Jour 1 – Jamais trop

Je ne m’en suis jamais caché, et je le répète assez souvent, je ne suis pas un amoureux des chanteuses catégorisées diva. Pourquoi? Qu’est-ce qui crée cet à priori négatif sur un pan entier de la musique chantée, pan au combien plébiscité et surtout, pan particulièrement
vaste? Quasiment à chaque concert d’une grande chanteuse, d’une diva à la puissance tonitruante, c’est la même chose. C’est trop pour moi. Trop de puissance, trop de modulation démonstrative, trop d’envie d’avoir une salle déjà conquise à sa cause, trop d’énergie.

Tout ce surplus, cette accumulation, crée toujours le même sentiment en moi : la performance me semble factice, fabriquée, et je finis par ne pas ressentir grand-chose. J’ai besoin de la fameuse émotion de la découverte, et en général, je n’en ai pas, ou peu, dans ce registre.

Le concert d’ouverture du festival Eclats d’Email, comme souvent, propose la découverte d’une de ces voix féminines démesurées. Justina Lee Brown se déchaîne, démontre sa puissance, harangue la foule, et même lorsqu’elle annonce qu’elle va “cool it down” pour son troisième morceau présenté comme une ballade, elle déborde d’énergie et de fougue. Tous les ingrédients sont donc réunis pour que je passe une soirée oubliable, comme j’en ai déjà vécu un certain nombre avec ces fameuses divas. Et pourtant, inexplicablement, je ne
bascule jamais dans le trop. Je n’atteins jamais le point de rupture qui me fait pencher vers le fabriqué, le factice.

Alors même que je me dis que la chanteuse déploie encore plus d’énergie et de caisse que la plupart des interprètes de son rang, j’ai toujours la sensation que ce qu’elle me transmet est juste, vrai. C’est comme si ce personnage surpuissant était précisément et exactement
elle, et pas ce que je ressens habituellement comme un masque de scène. Est-ce son histoire, qu’elle raconte sur scène, et qui me rappelle l’Americanah de Chimamanda Ngozi Adichie, qui me ramène au réel? Peut-être.
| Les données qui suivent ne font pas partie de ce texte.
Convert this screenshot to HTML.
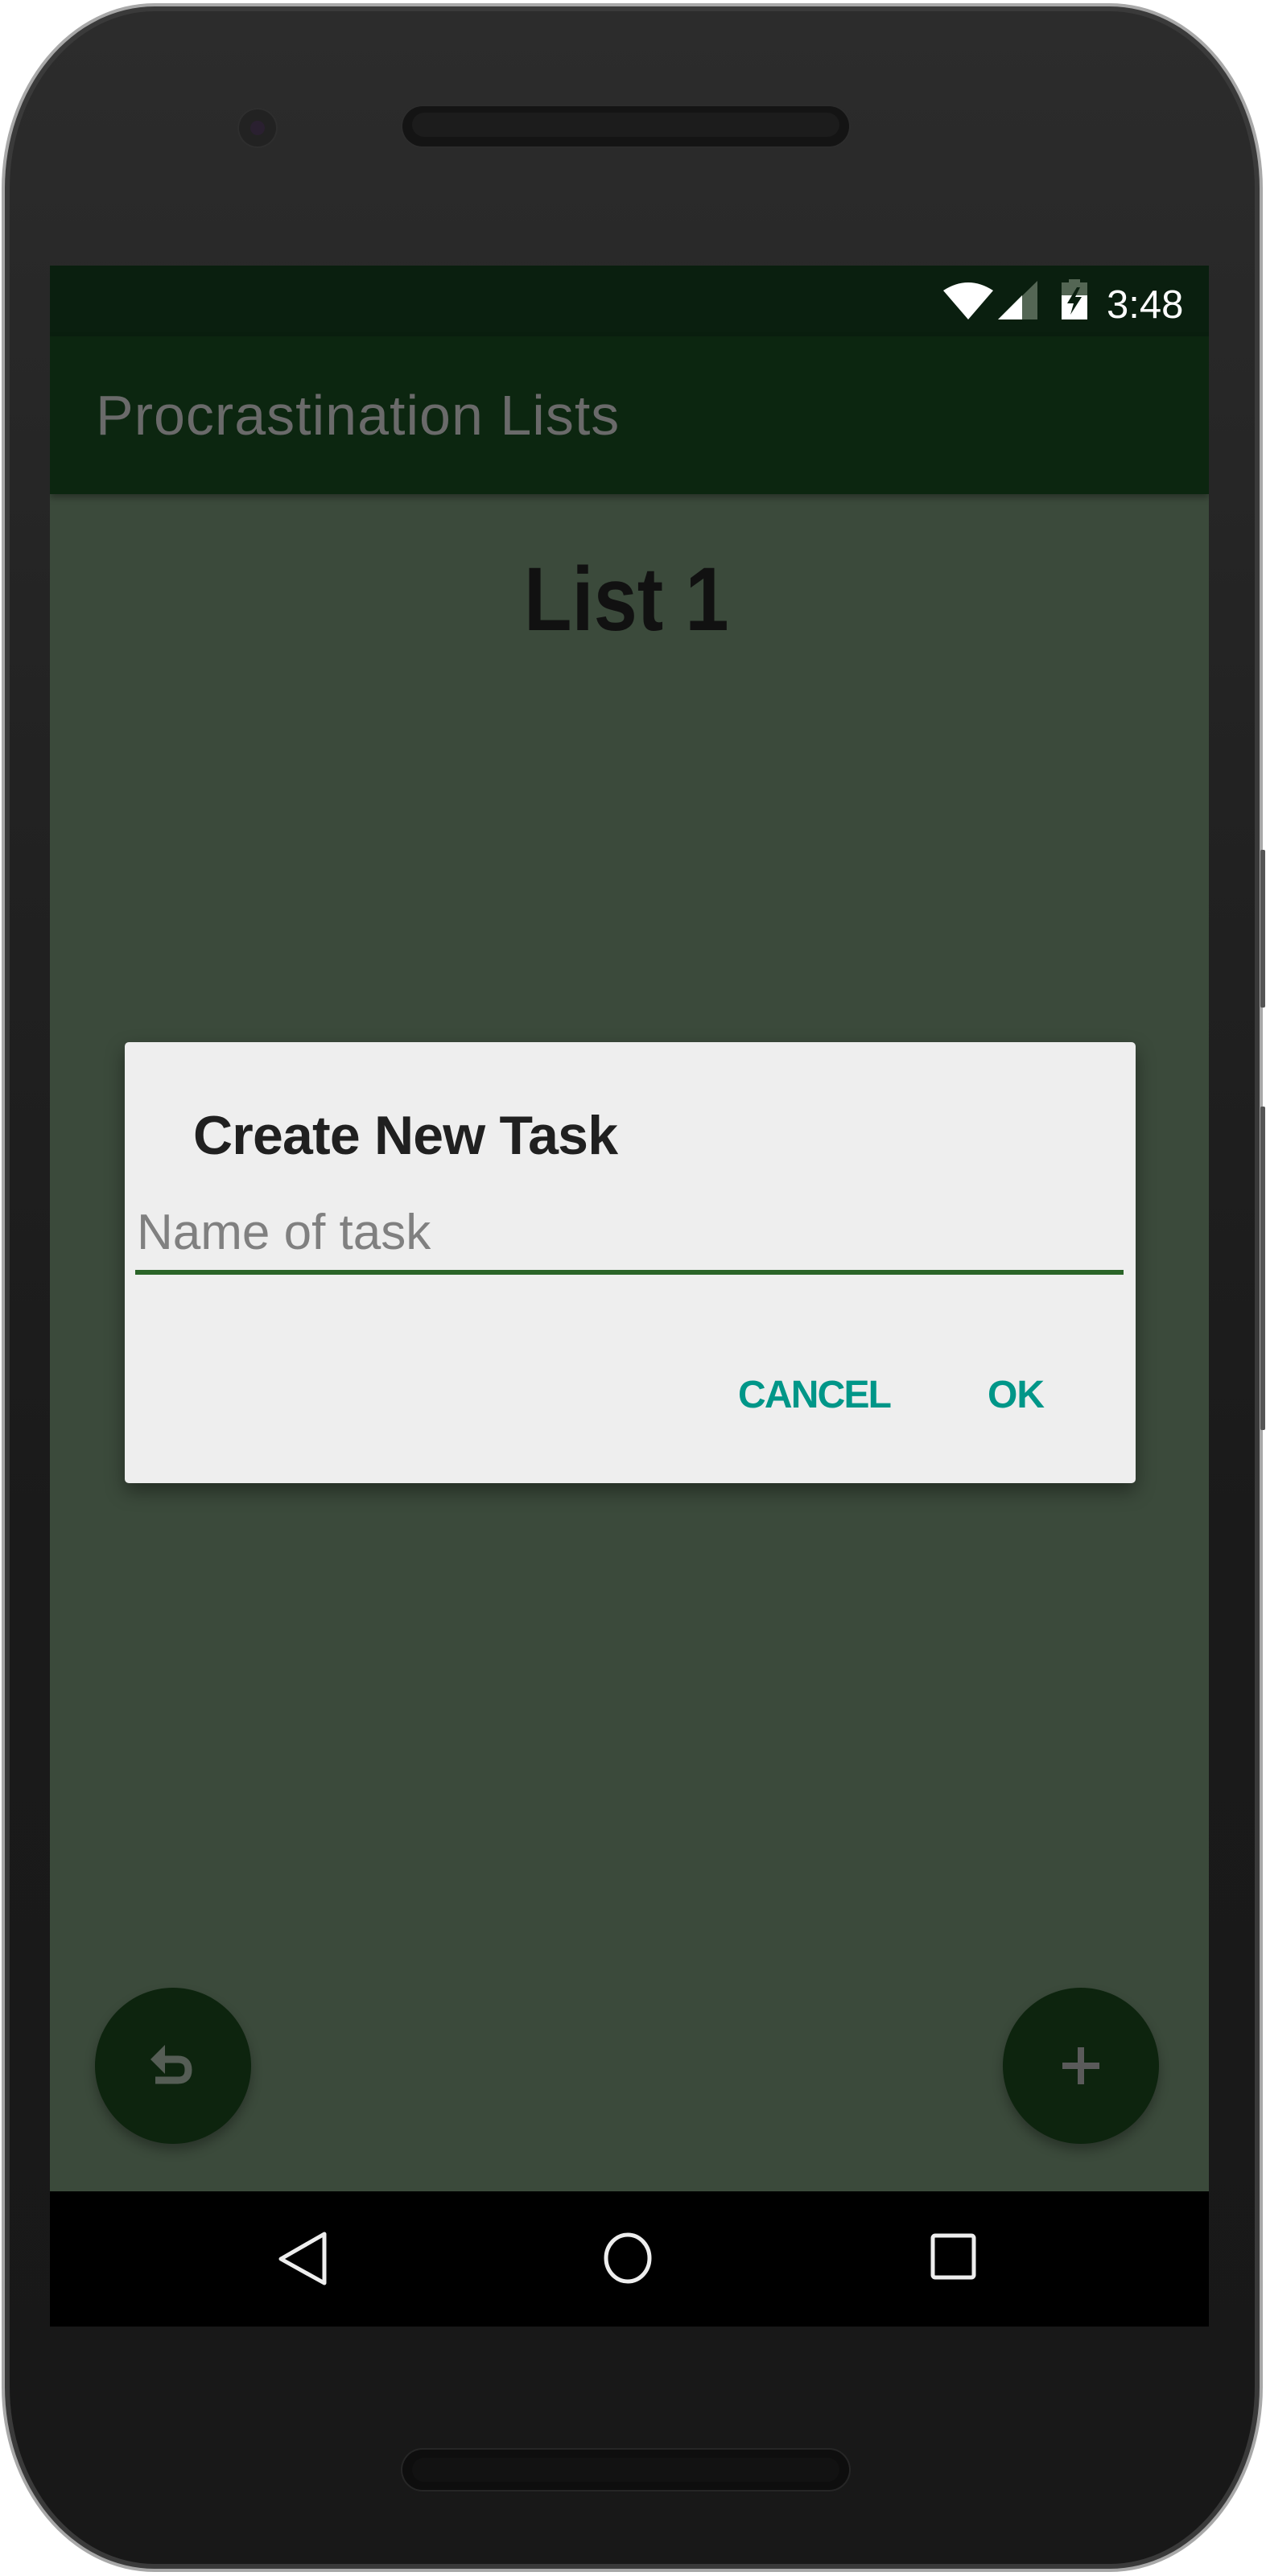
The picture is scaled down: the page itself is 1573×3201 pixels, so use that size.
<!DOCTYPE html>
<html><head><meta charset="utf-8">
<style>
html,body{margin:0;padding:0;background:#fff;}
body{width:1573px;height:3201px;position:relative;overflow:hidden;font-family:"Liberation Sans",sans-serif;}
.abs{position:absolute;}
</style></head>
<body>
<!-- phone body -->
<div class="abs" style="left:2px;top:4px;width:1567px;height:3192px;border-radius:190px/230px;background:#a8a8a8;"></div>
<div class="abs" style="left:6px;top:8px;width:1559px;height:3184px;border-radius:186px/226px;background:#3a3a3a;"></div>
<div class="abs" style="left:12px;top:14px;width:1547px;height:3172px;border-radius:180px/220px;background:linear-gradient(#2c2c2c,#222 30%,#1a1a1a 60%,#181818);"></div>
<!-- side buttons -->
<div class="abs" style="left:1566px;top:1056px;width:6px;height:196px;background:#555;border-radius:2px;"></div>
<div class="abs" style="left:1566px;top:1375px;width:6px;height:402px;background:#555;border-radius:2px;"></div>
<!-- camera & speakers -->
<div class="abs" style="left:297px;top:136px;width:46px;height:46px;border-radius:50%;background:#222;box-shadow:0 0 0 2px #2e2e2e;"></div>
<div class="abs" style="left:311px;top:150px;width:18px;height:18px;border-radius:50%;background:#2a2030;"></div>
<div class="abs" style="left:500px;top:132px;width:555px;height:50px;border-radius:25px;background:#141414;box-shadow:0 0 0 2px #2c2c2c;"></div>
<div class="abs" style="left:512px;top:140px;width:531px;height:30px;border-radius:15px;background:#1c1c1c;"></div>
<div class="abs" style="left:500px;top:3044px;width:555px;height:50px;border-radius:25px;background:#0e0e0e;box-shadow:0 0 0 2px #262626;"></div>
<div class="abs" style="left:512px;top:3054px;width:531px;height:30px;border-radius:15px;background:#121212;"></div>

<!-- screen -->
<div class="abs" style="left:62px;top:330px;width:1440px;height:2561px;background:#3b4a3b;overflow:hidden;">
  <div class="abs" style="left:0;top:0;width:1440px;height:88px;background:#0a1f0f;"></div>
  <svg class="abs" style="left:1110px;top:17px" width="300" height="52" viewBox="0 0 300 52">
    <path d="M0 14 Q31 -6 62 14 L31 50 Z" fill="#fff"/>
    <polygon points="68,50 117,2 117,50" fill="#546654"/>
    <polygon points="68,50 98,20 98,50" fill="#fff"/>
    <rect x="147" y="4" width="32" height="46" fill="#546654"/>
    <rect x="156" y="0" width="14" height="6" fill="#546654"/>
    <rect x="147" y="20" width="32" height="30" fill="#fff"/>
    <polygon points="166,10 154,30 162,30 158,44 172,22 164,22 170,10" fill="#0a1f0f"/>
  </svg>
  <div class="abs" style="left:1313px;top:21px;font-size:49px;color:#fff;line-height:56px;">3:48</div>
  <div class="abs" style="left:0;top:88px;width:1440px;height:196px;background:#0c2610;box-shadow:0 4px 8px rgba(0,0,0,.35);"></div>
  <div class="abs" style="left:57px;top:146px;font-size:70px;color:#6a6a6a;line-height:80px;letter-spacing:1px;">Procrastination Lists</div>
  <div class="abs" style="left:0;top:355px;width:1432px;text-align:center;line-height:120px;">
    <span style="display:inline-block;font-size:112px;font-weight:bold;color:#111;transform:scaleX(0.87);">List 1</span>
  </div>
  <!-- FABs -->
  <div class="abs" style="left:56px;top:2140px;width:194px;height:194px;border-radius:50%;background:#0d240e;box-shadow:0 8px 14px rgba(0,0,0,.3);"></div>
  <svg class="abs" style="left:123px;top:2207px" width="60" height="60" viewBox="0 0 60 60">
    <path d="M16 22 H36 Q49 22 49 35 Q49 48 36 48 H8" fill="none" stroke="#555d55" stroke-width="9"/>
    <polygon points="2,22 20,4 20,40" fill="#555d55"/>
  </svg>
  <div class="abs" style="left:1184px;top:2140px;width:194px;height:194px;border-radius:50%;background:#0d240e;box-shadow:0 8px 14px rgba(0,0,0,.3);"></div>
  <div class="abs" style="left:1277px;top:2214px;width:8px;height:46px;background:#5a5a5a;"></div>
  <div class="abs" style="left:1258px;top:2233px;width:46px;height:8px;background:#5a5a5a;"></div>
  <!-- nav bar -->
  <div class="abs" style="left:0;top:2393px;width:1440px;height:168px;background:#000;"></div>
  <svg class="abs" style="left:0;top:2393px" width="1440" height="168" viewBox="0 0 1440 168">
    <polygon points="341,53 341,114 287,84" fill="none" stroke="#eee" stroke-width="5" stroke-linejoin="round"/>
    <ellipse cx="718" cy="83" rx="27" ry="29" fill="none" stroke="#eee" stroke-width="5"/>
    <rect x="1097" y="55" width="51" height="52" rx="3" fill="none" stroke="#eee" stroke-width="5"/>
  </svg>
</div>

<!-- dialog -->
<div class="abs" style="left:155px;top:1295px;width:1256px;height:548px;background:#eeeeee;border-radius:5px;box-shadow:0 10px 24px rgba(0,0,0,.4);">
  <div class="abs" style="left:85px;top:76px;font-size:68px;font-weight:bold;color:#202020;line-height:80px;letter-spacing:-0.8px;">Create New Task</div>
  <div class="abs" style="left:15px;top:201px;font-size:62px;color:#808080;line-height:72px;">Name of task</div>
  <div class="abs" style="left:13px;top:283px;width:1228px;height:6px;background:#2a6428;"></div>
  <div class="abs" style="left:762px;top:411px;font-size:48px;font-weight:bold;color:#009688;line-height:56px;letter-spacing:-1.8px;">CANCEL</div>
  <div class="abs" style="left:1072px;top:411px;font-size:48px;font-weight:bold;color:#009688;line-height:56px;letter-spacing:-1px;">OK</div>
</div>
</body></html>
Ce qui est sûr, c’est que je crois en cette performance.

Si l’on ajoute à cela les morceaux de son nouvel album, Echoes of Home, qui lui permettent de poser sa voix différemment lorsqu’elle ne chante plus en anglais et les mélodies qui rappellent au bon souvenir des Temptations, ce qui aurait pu être une soirée quelconque
devient un très beau moment musical. Il est seulement entaché par des balances très légèrement déséquilibrées à mon goût, avec des instrumentistes un peu fort en comparaison à la voix de Justina Lee Brown.

Carry me, la seule véritable ballade du concert, finit de me satisfaire. Pendant ces quelques minutes, la chanteuse n’a plus besoin de déployer son énergie, et sa voix, sans forcer, m’enveloppe. Encore une fois, j’ai été convaincu par une chanteuse aux antipodes de mes
habitudes musicales. Encore une fois, le festival commence parfaitement.